--- REQUIREMENT ---
Please list all lines of the material below in which the string "styles" occurs.

--- MATERIAL ---

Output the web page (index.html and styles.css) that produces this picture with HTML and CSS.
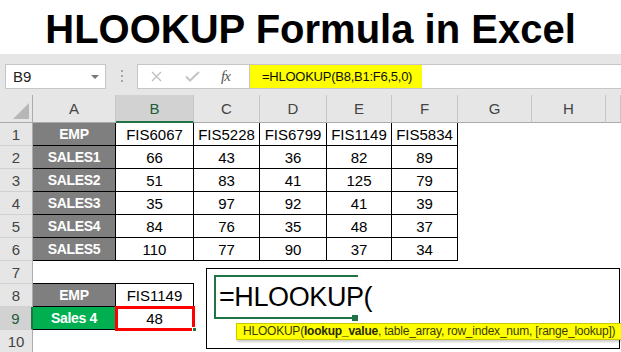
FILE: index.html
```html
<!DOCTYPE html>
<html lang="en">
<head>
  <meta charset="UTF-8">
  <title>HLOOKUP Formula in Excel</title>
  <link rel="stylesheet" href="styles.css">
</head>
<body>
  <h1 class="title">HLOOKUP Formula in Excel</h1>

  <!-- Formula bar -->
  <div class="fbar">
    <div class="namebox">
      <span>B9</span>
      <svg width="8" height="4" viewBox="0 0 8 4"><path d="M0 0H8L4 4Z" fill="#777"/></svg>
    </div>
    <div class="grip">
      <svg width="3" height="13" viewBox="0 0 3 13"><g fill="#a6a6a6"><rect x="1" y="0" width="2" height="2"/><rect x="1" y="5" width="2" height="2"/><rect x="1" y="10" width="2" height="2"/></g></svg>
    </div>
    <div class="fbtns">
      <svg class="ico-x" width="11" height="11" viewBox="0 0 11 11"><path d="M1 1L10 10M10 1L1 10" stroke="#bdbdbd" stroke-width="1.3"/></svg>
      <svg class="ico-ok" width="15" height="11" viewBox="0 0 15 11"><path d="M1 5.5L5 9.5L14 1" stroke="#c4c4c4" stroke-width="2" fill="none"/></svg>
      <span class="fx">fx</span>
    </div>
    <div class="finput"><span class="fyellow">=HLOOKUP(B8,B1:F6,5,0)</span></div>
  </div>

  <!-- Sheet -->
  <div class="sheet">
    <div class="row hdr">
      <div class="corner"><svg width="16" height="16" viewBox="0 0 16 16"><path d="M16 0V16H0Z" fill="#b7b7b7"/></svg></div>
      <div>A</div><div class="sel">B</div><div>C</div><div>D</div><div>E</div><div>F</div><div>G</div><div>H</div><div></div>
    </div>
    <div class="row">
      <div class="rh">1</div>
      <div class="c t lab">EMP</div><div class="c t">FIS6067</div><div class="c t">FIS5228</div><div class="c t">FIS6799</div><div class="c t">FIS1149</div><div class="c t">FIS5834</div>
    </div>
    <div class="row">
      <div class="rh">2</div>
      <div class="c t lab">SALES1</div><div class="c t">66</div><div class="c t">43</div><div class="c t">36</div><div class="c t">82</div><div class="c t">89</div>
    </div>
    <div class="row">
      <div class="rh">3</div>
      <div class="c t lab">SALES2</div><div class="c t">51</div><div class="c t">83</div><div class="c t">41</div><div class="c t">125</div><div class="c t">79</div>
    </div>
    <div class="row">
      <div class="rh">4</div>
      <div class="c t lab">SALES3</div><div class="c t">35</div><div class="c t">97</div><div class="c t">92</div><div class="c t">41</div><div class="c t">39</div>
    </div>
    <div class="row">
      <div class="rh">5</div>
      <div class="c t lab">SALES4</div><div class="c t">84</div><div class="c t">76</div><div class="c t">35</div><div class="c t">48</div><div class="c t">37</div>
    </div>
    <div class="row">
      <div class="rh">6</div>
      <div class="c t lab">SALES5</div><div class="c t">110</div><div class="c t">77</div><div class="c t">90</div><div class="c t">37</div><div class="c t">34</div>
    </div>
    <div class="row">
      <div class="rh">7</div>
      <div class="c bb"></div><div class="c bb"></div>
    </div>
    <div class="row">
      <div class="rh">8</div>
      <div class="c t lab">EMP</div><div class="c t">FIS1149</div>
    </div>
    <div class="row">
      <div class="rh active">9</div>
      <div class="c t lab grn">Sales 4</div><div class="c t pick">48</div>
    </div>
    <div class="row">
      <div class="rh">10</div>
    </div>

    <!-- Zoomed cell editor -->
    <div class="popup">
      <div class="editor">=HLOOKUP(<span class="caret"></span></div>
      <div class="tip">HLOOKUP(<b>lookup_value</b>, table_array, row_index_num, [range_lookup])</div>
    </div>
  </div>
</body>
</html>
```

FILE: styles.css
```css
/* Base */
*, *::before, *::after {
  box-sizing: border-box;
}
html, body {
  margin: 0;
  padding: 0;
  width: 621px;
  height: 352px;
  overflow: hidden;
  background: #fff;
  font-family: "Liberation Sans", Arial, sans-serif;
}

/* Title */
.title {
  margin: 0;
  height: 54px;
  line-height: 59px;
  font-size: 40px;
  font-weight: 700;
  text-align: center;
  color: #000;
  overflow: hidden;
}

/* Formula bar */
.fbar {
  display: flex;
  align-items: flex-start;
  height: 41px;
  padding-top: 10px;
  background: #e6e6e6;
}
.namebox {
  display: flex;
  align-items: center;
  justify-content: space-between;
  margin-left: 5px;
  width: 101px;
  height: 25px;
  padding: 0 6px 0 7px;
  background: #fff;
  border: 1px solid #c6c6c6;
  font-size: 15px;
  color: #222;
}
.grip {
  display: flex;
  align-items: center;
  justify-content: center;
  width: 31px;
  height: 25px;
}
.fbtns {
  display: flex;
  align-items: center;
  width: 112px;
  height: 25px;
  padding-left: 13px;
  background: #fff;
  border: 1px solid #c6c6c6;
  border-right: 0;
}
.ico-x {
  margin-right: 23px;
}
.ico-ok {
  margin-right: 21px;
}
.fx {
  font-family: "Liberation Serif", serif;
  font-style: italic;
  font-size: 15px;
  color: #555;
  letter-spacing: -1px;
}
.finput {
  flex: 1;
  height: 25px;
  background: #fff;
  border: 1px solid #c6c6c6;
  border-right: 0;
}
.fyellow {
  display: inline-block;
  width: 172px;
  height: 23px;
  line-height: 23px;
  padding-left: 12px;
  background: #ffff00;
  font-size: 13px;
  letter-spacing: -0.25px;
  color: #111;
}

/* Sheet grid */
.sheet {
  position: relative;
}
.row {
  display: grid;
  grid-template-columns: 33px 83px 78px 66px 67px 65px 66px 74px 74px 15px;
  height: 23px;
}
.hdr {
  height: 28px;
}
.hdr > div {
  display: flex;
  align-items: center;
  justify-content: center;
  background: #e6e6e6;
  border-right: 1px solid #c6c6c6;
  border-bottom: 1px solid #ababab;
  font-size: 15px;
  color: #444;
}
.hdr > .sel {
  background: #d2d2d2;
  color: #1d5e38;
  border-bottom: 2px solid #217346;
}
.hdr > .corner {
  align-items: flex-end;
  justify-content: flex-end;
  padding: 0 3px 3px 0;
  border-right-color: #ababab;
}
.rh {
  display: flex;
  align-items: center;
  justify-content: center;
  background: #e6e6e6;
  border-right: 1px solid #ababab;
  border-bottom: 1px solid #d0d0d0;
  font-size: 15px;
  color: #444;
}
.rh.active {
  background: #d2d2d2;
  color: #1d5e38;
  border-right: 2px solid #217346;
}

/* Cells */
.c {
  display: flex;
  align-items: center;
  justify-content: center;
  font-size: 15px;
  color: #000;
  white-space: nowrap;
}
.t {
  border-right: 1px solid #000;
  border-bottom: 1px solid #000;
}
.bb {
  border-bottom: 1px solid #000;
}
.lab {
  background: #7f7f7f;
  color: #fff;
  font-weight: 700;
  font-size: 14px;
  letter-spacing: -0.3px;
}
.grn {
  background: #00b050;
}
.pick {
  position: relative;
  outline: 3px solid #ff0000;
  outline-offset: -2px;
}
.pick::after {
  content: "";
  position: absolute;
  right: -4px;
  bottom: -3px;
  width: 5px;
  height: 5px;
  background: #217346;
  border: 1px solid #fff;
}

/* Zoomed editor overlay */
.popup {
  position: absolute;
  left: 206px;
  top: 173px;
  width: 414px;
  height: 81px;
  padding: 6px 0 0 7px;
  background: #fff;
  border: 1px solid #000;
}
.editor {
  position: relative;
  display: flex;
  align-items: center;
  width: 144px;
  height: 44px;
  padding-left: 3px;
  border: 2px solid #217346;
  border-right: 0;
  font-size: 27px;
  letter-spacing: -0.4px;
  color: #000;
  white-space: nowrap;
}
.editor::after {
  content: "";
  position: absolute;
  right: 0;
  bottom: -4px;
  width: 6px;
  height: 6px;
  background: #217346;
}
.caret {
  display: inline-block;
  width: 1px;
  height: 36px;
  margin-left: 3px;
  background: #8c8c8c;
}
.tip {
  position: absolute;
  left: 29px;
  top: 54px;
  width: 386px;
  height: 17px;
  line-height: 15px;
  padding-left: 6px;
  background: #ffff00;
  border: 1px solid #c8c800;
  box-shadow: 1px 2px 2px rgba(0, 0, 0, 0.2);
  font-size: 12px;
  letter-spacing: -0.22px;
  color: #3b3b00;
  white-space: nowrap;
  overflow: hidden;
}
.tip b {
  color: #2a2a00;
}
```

--- RESULT OF THE EXERCISE ---
Output the web page (index.html and styles.css) that produces this picture with HTML and CSS.
  <link rel="stylesheet" href="styles.css">
FILE: styles.css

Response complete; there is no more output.